• What is expected
Leave out the pictures and repeat the data exactly.

%%

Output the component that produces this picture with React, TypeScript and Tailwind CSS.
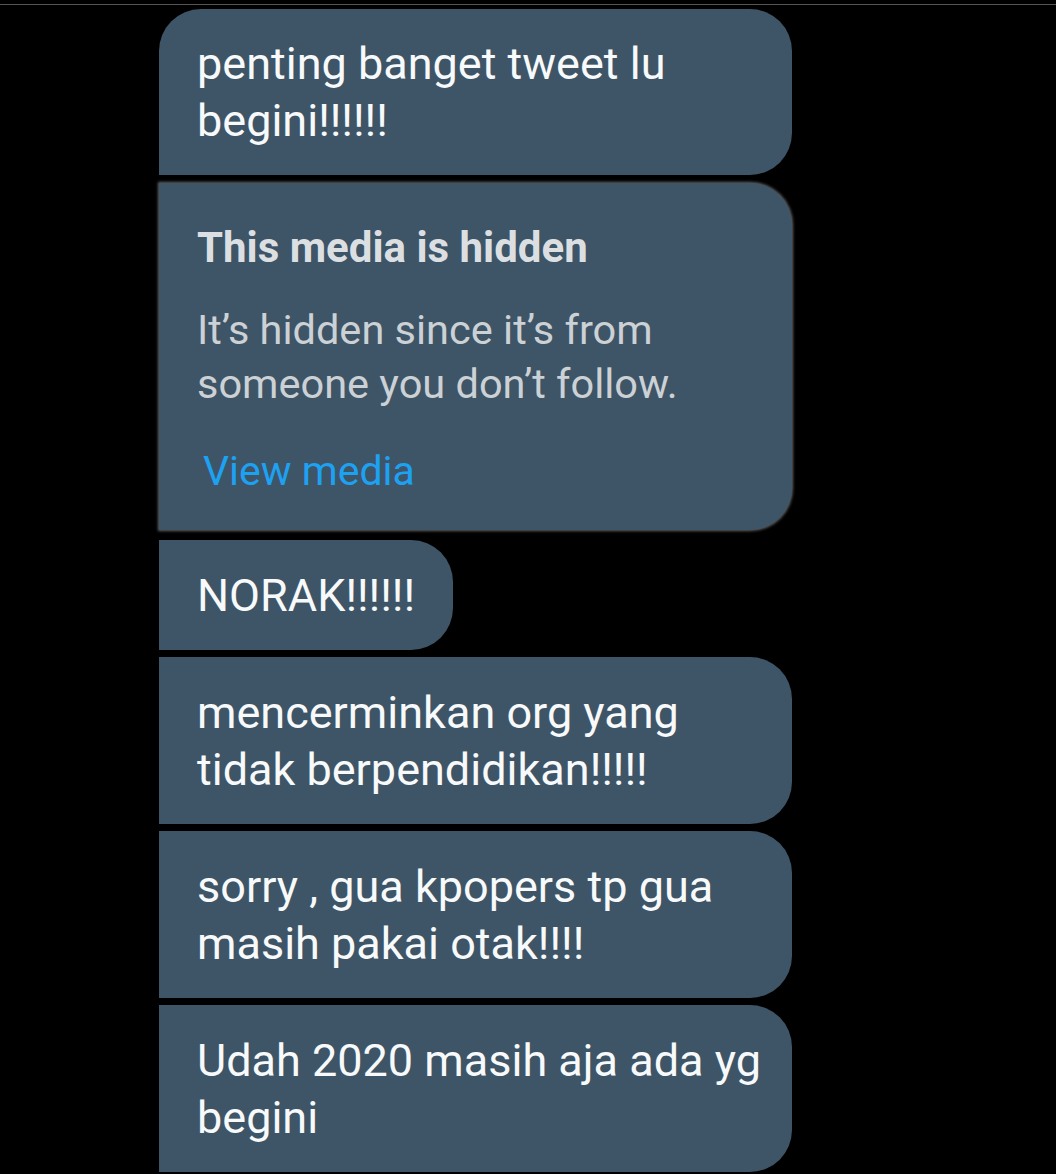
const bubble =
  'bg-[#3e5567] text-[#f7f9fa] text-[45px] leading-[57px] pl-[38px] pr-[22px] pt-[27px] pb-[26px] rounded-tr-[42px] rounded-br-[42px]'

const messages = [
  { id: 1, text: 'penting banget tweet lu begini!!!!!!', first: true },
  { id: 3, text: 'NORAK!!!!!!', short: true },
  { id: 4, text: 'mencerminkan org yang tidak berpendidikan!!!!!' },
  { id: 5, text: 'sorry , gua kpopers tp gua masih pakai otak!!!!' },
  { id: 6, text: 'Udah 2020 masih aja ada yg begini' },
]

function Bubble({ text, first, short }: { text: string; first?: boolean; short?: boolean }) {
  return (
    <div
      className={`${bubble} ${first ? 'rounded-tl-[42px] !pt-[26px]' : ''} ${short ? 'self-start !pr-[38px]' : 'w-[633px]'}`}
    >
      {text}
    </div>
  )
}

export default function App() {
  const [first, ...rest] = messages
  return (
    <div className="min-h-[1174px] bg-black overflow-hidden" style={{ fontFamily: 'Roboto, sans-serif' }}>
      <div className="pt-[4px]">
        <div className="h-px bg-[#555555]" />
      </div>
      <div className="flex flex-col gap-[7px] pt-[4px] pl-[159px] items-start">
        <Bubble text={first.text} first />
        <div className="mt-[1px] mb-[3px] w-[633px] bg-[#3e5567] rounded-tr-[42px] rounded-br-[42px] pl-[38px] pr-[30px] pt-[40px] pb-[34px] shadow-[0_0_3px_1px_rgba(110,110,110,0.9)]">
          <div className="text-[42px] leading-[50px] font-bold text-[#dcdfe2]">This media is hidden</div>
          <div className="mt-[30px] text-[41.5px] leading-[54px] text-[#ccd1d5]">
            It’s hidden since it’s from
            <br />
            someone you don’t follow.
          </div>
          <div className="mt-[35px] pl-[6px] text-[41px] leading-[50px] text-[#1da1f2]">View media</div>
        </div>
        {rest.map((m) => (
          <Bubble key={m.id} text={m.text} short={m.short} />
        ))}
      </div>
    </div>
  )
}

%%

• Response for this exercise
Output the component that produces this picture with React, TypeScript and Tailwind CSS.
const bubble =
  'bg-[#3e5567] text-[#f7f9fa] text-[45px] leading-[57px] pl-[38px] pr-[22px] pt-[27px] pb-[26px] rounded-tr-[42px] rounded-br-[42px]'

const messages = [
  { id: 1, text: 'penting banget tweet lu begini!!!!!!', first: true },
  { id: 3, text: 'NORAK!!!!!!', short: true },
  { id: 4, text: 'mencerminkan org yang tidak berpendidikan!!!!!' },
  { id: 5, text: 'sorry , gua kpopers tp gua masih pakai otak!!!!' },
  { id: 6, text: 'Udah 2020 masih aja ada yg begini' },
]

function Bubble({ text, first, short }: { text: string; first?: boolean; short?: boolean }) {
  return (
    <div
      className={`${bubble} ${first ? 'rounded-tl-[42px] !pt-[26px]' : ''} ${short ? 'self-start !pr-[38px]' : 'w-[633px]'}`}
    >
      {text}
    </div>
  )
}

export default function App() {
  const [first, ...rest] = messages
  return (
    <div className="min-h-[1174px] bg-black overflow-hidden" style={{ fontFamily: 'Roboto, sans-serif' }}>
      <div className="pt-[4px]">
        <div className="h-px bg-[#555555]" />
      </div>
      <div className="flex flex-col gap-[7px] pt-[4px] pl-[159px] items-start">
        <Bubble text={first.text} first />
        <div className="mt-[1px] mb-[3px] w-[633px] bg-[#3e5567] rounded-tr-[42px] rounded-br-[42px] pl-[38px] pr-[30px] pt-[40px] pb-[34px] shadow-[0_0_3px_1px_rgba(110,110,110,0.9)]">
          <div className="text-[42px] leading-[50px] font-bold text-[#dcdfe2]">This media is hidden</div>
          <div className="mt-[30px] text-[41.5px] leading-[54px] text-[#ccd1d5]">
            It’s hidden since it’s from
            <br />
            someone you don’t follow.
          </div>
          <div className="mt-[35px] pl-[6px] text-[41px] leading-[50px] text-[#1da1f2]">View media</div>
        </div>
        {rest.map((m) => (
          <Bubble key={m.id} text={m.text} short={m.short} />
        ))}
      </div>
    </div>
  )
}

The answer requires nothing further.